Just like every year, the eve of 31st December 2019 wasn’t any different. People across the country got together with family, friends and colleagues to leave their worries behind, celebrate and welcome the New Year. For many, 2020 was supposed to be a year of hope, travel, marriage, promotion, new job and so many positive things.
No one realised that this year is going to be different, a year that people would want to delete from their memories forever. The world was hit by a pandemic, which brought the life at a standstill. A lockdown was enforced across the country to curb the spread of coronavirus and according to estimates from the Centre for Monitoring Indian Economy, over 122 million people in Indian have lost their jobs in April.
While all the industries in the country have taken a beating due to the outbreak of Covid-19, the hospitality industry has been battered. While normalcy is limping its way over the last couple of days, revival is still a long way for the hospitality industry.
Talking about the impact of lockdown on the business, The Bier Library CEO Prashant Kunal says though necessary and fully support it, the lockdown has terribly impacted operations.
“There has been no revenue for the last two months and we have been unable to pay salaries to our employees. We also have not been able to pay any statutory fees or make payments to our vendors. The impact on our business has trickled down to our partners, vendors and employees,” said The Bier Library CEO Prashant Kunal.
Not only The Bier Library, but this is the case for all the microbreweries in the city are facing similar crisis with the advent of Cvodi-19.
“Entrepreneurs like us are not thinking about profits at this point in time, we are only focusing on survival. We have to keep our heads above the water for the next 6-8 months and ride on a very strong hope that things will come back to normal,” said Byg Brewsky Brewing Company Director & Partner Pravesh Pandey.
Amid all this madness, there is a silver lining for the microbreweries in the city. Last week, the Karnataka excise department allowed only standalone microbreweries to clear their beer stock in the form of takeaway till 30th June.
Byg Brewsky Brewing Company Director & Partner Pravesh Pandey has appreciated the excise department for passing this landmark decision.
“The trust shown by our respected Government in Craft Brewers Association of India is going to be strengthened hereafter. The soaring liabilities of salaries on the head of restauranteurs can get some relief with the now cash flow by selling out the brews,” said Byg Brewsky Brewing Company Director & Partner Pravesh Pandey.
Almost all the microbreweries in Bengaluru have started the sale of craft beers in glass growlers since last week and the response has been phenomenal from the customers. Debolina Ray, a beer enthusiast and a city-based lifestyle blogger was one of the first to get her hands on the takeaway beer at Byg Brewsky and is thrilled that craft beers are available for takeaway.
Talking about the process to purchase takeaway beer at microbreweries, Debolina Ray says that it is very streamlined. “Customers have to go through a compulsory temperature check and sanitize their hands before entering the premises.
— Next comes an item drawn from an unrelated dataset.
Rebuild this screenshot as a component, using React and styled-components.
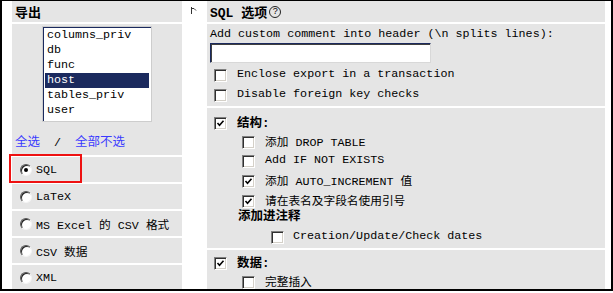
import styled, { createGlobalStyle } from "styled-components"

const Tables = ["columns_priv", "db", "func", "host", "tables_priv", "user"]
const Formats = [
  { label: "SQL", checked: true, highlighted: true },
  { label: "LaTeX" },
  { label: "MS Excel 的 CSV 格式" },
  { label: "CSV 数据" },
  { label: "XML" },
]

const GlobalStyle = createGlobalStyle`
  body {
    margin: 0;
    background: #fff;
  }
`

function Checkbox({ checked }) {
  return (
    <Box>
      {checked && (
        <svg width="9" height="9" viewBox="0 0 9 9">
          <path d="M1.5 4 L3.5 6.2 L7.5 1.8" fill="none" stroke="#000" strokeWidth="1.6" />
        </svg>
      )}
    </Box>
  )
}

function CheckRow({ label, checked, indent = 7, gap = 10, height = 19, bold }) {
  return (
    <Row $indent={indent} $gap={gap} $height={height} $bold={bold}>
      <Checkbox checked={checked} />
      <span>{label}</span>
    </Row>
  )
}

export default function App() {
  return (
    <>
      <GlobalStyle />
      <Frame>
        <LeftCol>
          <Header>导出</Header>
          <ExportBox>
            <TableList>
              {Tables.map((name) => (
                <ListItem key={name} $selected={name === "host"}>{name}</ListItem>
              ))}
            </TableList>
            <Links>
              <a>全选</a>{"  /  "}<a>全部不选</a>
            </Links>
          </ExportBox>
          {Formats.map((f) => (
            <FormatRow key={f.label} $highlighted={f.highlighted}>
              <Radio $checked={f.checked} />
              <span>{f.label}</span>
            </FormatRow>
          ))}
        </LeftCol>

        <Marker>
          <svg width="8" height="8" viewBox="0 0 8 8">
            <path d="M1.5 0 V7 M1.5 1.5 H4 L6 3.5" fill="none" stroke="#333" strokeWidth="1" />
          </svg>
        </Marker>

        <OptionsCol>
          <Header>
            SQL 选项<Help>?</Help>
          </Header>
          <Section $pad="2px 0 2px">
            <CommentLabel>Add custom comment into header (\n splits lines):</CommentLabel>
            <CommentInput type="text" />
            <CheckRow label="Enclose export in a transaction" height={20} />
            <CheckRow label="Disable foreign key checks" height={20} />
          </Section>
          <Section $pad="4px 0 2px">
            <CheckRow label="结构:" checked bold />
            <CheckRow label="添加 DROP TABLE" indent={35} />
            <CheckRow label="Add IF NOT EXISTS" indent={35} height={20} />
            <CheckRow label="添加 AUTO_INCREMENT 值" indent={35} height={20} checked />
            <CheckRow label="请在表名及字段名使用引号" indent={35} checked />
            <SubHeading>添加进注释</SubHeading>
            <CheckRow label="Creation/Update/Check dates" indent={64} gap={9} height={20} />
          </Section>
          <Section $pad="2px 0 0">
            <CheckRow label="数据:" checked bold />
            <CheckRow label="完整插入" indent={35} />
          </Section>
        </OptionsCol>
      </Frame>
    </>
  )
}

const Frame = styled.div`
  box-sizing: border-box;
  width: 613px;
  height: 291px;
  border: 2px solid #000;
  border-top-width: 1px;
  padding: 0 6px 0 10px;
  overflow: hidden;
  display: flex;
  align-items: flex-start;
  background: #fff;
  color: #000;
  font-family: "Liberation Mono", "Noto Sans CJK SC", monospace;
  font-size: 11.7px;
`

const LeftCol = styled.div`
  width: 170px;
  flex: none;
  display: flex;
  flex-direction: column;
  gap: 2px;
`

const Header = styled.div`
  height: 21px;
  background: #e5e5e5;
  display: flex;
  align-items: center;
  padding-left: 3px;
  font-size: 13px;
  font-weight: bold;
  white-space: pre;
`

const Help = styled.span`
  margin-left: 2px;
  width: 10px;
  height: 10px;
  border: 1px solid #222;
  border-radius: 50%;
  display: inline-flex;
  align-items: center;
  justify-content: center;
  font-family: "Liberation Sans", sans-serif;
  font-size: 9px;
  font-weight: normal;
  line-height: 1;
`

const ExportBox = styled.div`
  background: #e5e5e5;
  padding: 2px 0 4px;
  display: flex;
  flex-direction: column;
  align-items: center;
`

const TableList = styled.ul`
  box-sizing: border-box;
  list-style: none;
  margin: 0;
  width: 110px;
  height: 96px;
  padding: 1px 2px 3px;
  background: #fff;
  border: 1px solid #cdcdcd;
  box-shadow: inset 1px 1px 0 #1b2a5e;
`

const ListItem = styled.li`
  height: 15px;
  line-height: 15px;
  padding-left: 2px;
  background: ${(p) => (p.$selected ? "#1b2a5e" : "transparent")};
  color: ${(p) => (p.$selected ? "#fff" : "#000")};
`

const Links = styled.div`
  align-self: stretch;
  margin-top: 13px;
  padding-left: 3px;
  height: 16px;
  line-height: 16px;
  white-space: pre;

  a {
    color: #3b3bff;
    font-size: 12.5px;
  }
`

const FormatRow = styled.div`
  position: relative;
  height: 25px;
  background: #e5e5e5;
  display: flex;
  align-items: center;
  gap: 4px;
  padding-left: 8px;

  &::after {
    content: "";
    display: ${(p) => (p.$highlighted ? "block" : "none")};
    position: absolute;
    left: -3px;
    top: -3px;
    width: 69px;
    height: 25px;
    border: 2px solid #ee1111;
  }
`

const Radio = styled.span`
  box-sizing: border-box;
  width: 12px;
  height: 12px;
  border-radius: 50%;
  background: #fff;
  border: 1px solid;
  border-color: #555 #f4f4f4 #f4f4f4 #555;
  box-shadow: inset 1px 1px 0 #222;
  position: relative;

  &::after {
    content: "";
    display: ${(p) => (p.$checked ? "block" : "none")};
    position: absolute;
    left: 3px;
    top: 3px;
    width: 4px;
    height: 4px;
    border-radius: 50%;
    background: #000;
  }
`

const Marker = styled.div`
  width: 25px;
  flex: none;
  padding: 4px 0 0 8px;
  box-sizing: border-box;
`

const OptionsCol = styled.div`
  flex: 1;
  display: flex;
  flex-direction: column;
  gap: 2px;
`

const Section = styled.div`
  background: #e5e5e5;
  padding: ${(p) => p.$pad};
  display: flex;
  flex-direction: column;
`

const CommentLabel = styled.div`
  height: 17px;
  line-height: 17px;
  padding-left: 3px;
  white-space: pre;
`

const CommentInput = styled.input`
  box-sizing: border-box;
  margin: 0 0 1px 3px;
  width: 221px;
  height: 20px;
  background: #fff;
  border: 1px solid;
  border-color: #1b2a5e #d8d8d8 #d8d8d8 #1b2a5e;
  box-shadow: inset 1px 1px 0 #404040;
  outline: none;
`

const Row = styled.div`
  flex: none;
  height: ${(p) => p.$height}px;
  display: flex;
  align-items: center;
  gap: ${(p) => p.$gap}px;
  padding-left: ${(p) => p.$indent}px;
  font-weight: ${(p) => (p.$bold ? "bold" : "normal")};
  font-size: ${(p) => (p.$bold ? "12.5px" : "inherit")};
  white-space: pre;
`

const Box = styled.span`
  box-sizing: border-box;
  width: 13px;
  height: 13px;
  flex: none;
  margin-top: 3px;
  background: #fff;
  border: 1px solid;
  border-color: #808080 #fff #fff #808080;
  box-shadow: inset 1px 1px 0 #303030, inset -1px -1px 0 #d4d0c8;
  display: flex;
  align-items: center;
  justify-content: center;
`

const SubHeading = styled.div`
  flex: none;
  height: 17px;
  line-height: 17px;
  padding-left: 31px;
  font-weight: bold;
  font-size: 12.5px;
`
At all times, customers will have to keep their masks on and follow social distancing norms, adds Ray.
For beer enthusiasts the takeaway concept is new and it is only natural that they would find a difference in the taste that they are accustomed to their favourite places. Talking of which, Byg Brewsky Brewing Company Director & Partner Pravesh Pandey says that the lockdown of over a month and a half has allowed the beers to age very well and it tastes much better than earlier.
However, Kuncheria Marattukalam, Co-founder, Uru Brewpark is of a different opinion. He says, “There is no difference in taste when the beer is bottled. Customers have to ensure to carry the right bottles in terms of material, keep away from any light forms and consume it within 48 hours of bottling”.
Toit Brewpub Director and Co-founder Arun George is also of the opinion that taste will not have any difference to what people would have when visited before the lockdown. He instructs customers to avoid storing the bottle in the freezer and to keep away from light. He also suggests consuming a bottle at one go to avoid beer going flat.”
While the customers and brewery owners have hailed the decision of excise department to allow the sale of takeaway beers, will this concept hold relevance once the lockdown is lifted and life returns to normalcy? Akash Hirebet, Beer Consultant and Co-founder of Craft & Co, an online community created by prominent members of the craft beverage industry across India, is hopeful that this concept will continue.
“I hope to see this privilege be made permanent. Given that everything around us is rapidly changing, policies and regulations also need to adapt accordingly. If a restaurant can produce food and also sell it for takeaway, why can’t a microbrewery produce beer and be allowed to sell for takeaways,” said Beer Consultant Akash Hirebet.
Kunal also has a similar opinion. He says, “The takeaway of craft beers should be allowed and ideally become a regular affair. This will not only help the consumers but also boost the market”.